The Passion of Joan of Arc (1928)With the arrival of sound in film, the death of the silent film wasn’t as quick as we believe, after Al Johnson uttered a few words in The Jazz Singer (1927) there were still a few classic silent’s still ready to be released, the power of overacting and subtlety and gestures. Coming from Denmark in 1928 we have Carl Theodor Dreyer‘s The Passion of Joan of Arc/La passion de Jeanne d’Arc (1928) which I only became aware of whilst watching Mark Cousins documentary series The Story of Film: An Odyssey which itself was fascinating. I have finally found the time to take in this rarity that places acting above all else, even the plot which takes us back to the roots of the Joan of Arc, as the prologue tells us focusing on the transcript of her fateful trial of the daughter of God. A French Inquisition you could say by the church. After Leading France to victory against the English to drive us out of their country. There became more pressing matters, Joan herself who thought God to be more important than the King.

My only other references to the events are through popular culture and a rather pleasant and feeble film Saint Joan (1957) starring Richard Widmark as King Charles VII and Jean Seberg in the title role. It wasn’t what I expected when considering the subject matter. Depicted as a reflective tale of what happens after her execution and life as a saint. We see the events played in retrospect from the first time we see her humble beginnings to trial. 

Whereas this film focuses entirely on her trial and execution, we see the real pain and suffering of Joan’s (Maria Falconetti) being tested under the close scrutiny of a large number of priests who want to save her, yet only at the expense of her relinquishing of her declarations and closeness to God. Something that fears them, to have a person in their presence who feels so connected to the all mighty upstairs. Someone who is a threat to their own authority, in a time when religion was still the iron rule over Europe, whatever denomination that maybe.

Of course the film is most notable for the extreme close-ups which I thought would pull away in time to allow us to see more of this world. Instead we see very little of the minimal set. Rightly focusing on the suffering of Jeanne of Arc a now persecuted woman who cries single tears in every other shot. It’s not just for the audience, its as if she really feels the torment of these men who hold her life in their hands. This is real acting of the silent era that cannot be put in the same league as Lillian Gish or Mary Pickford who were more expressive and powerful in a theatrical sense. Falconetti has only her face to work with in this film, and to great effect, as if the hot sun is beating down in her in the hot desert, theres no escaping its power over her. Not many can lay claim to such acting abilities. Whilst men are hovering over her in these extreme close-ups as they decide her future. It seems so futile really but we watch on.

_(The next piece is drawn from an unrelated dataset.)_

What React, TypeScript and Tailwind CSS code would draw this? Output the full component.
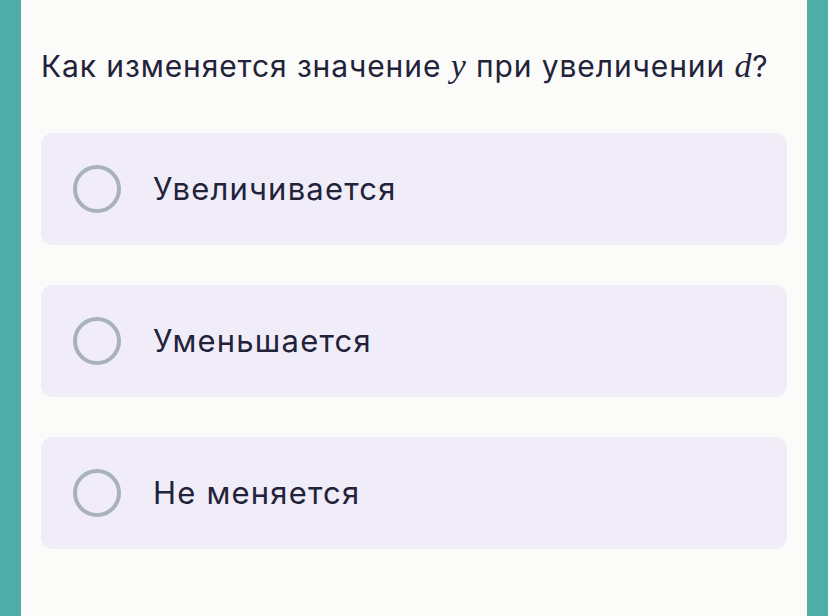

The version of The Passion of Joan of Arc I viewed was accompanied by a soundtrack by Lo Duca which added to the sense of emptiness and despair felt by Joan of Arc. The moments of chunkiness added to the aesthetic of a medium still finding its feet and experiment. Adding a contemporary presence which I also found with a screening of Haxan: Witchcraft Through the Ages (1922) by the Leicester/Yorkshire/Manchester/Londoners Her Name is Calla at the Handmade Festival (2014), Leicester which added extra dread and fear to the subject matter. A live soundtrack is something that cannot be beaten.

I really should catch more silent films, if not only to see film in its infancy, but to see the mostly forgotten classics that are foreshadowed by the era of sound. The Passion of Joan of Arc (1928) is one of them without a doubt that is unrelentingly powerful. It’s minimal sets making way for the acting captured in horrifying and sensitive close ups which make this film something to be treasured for new generations.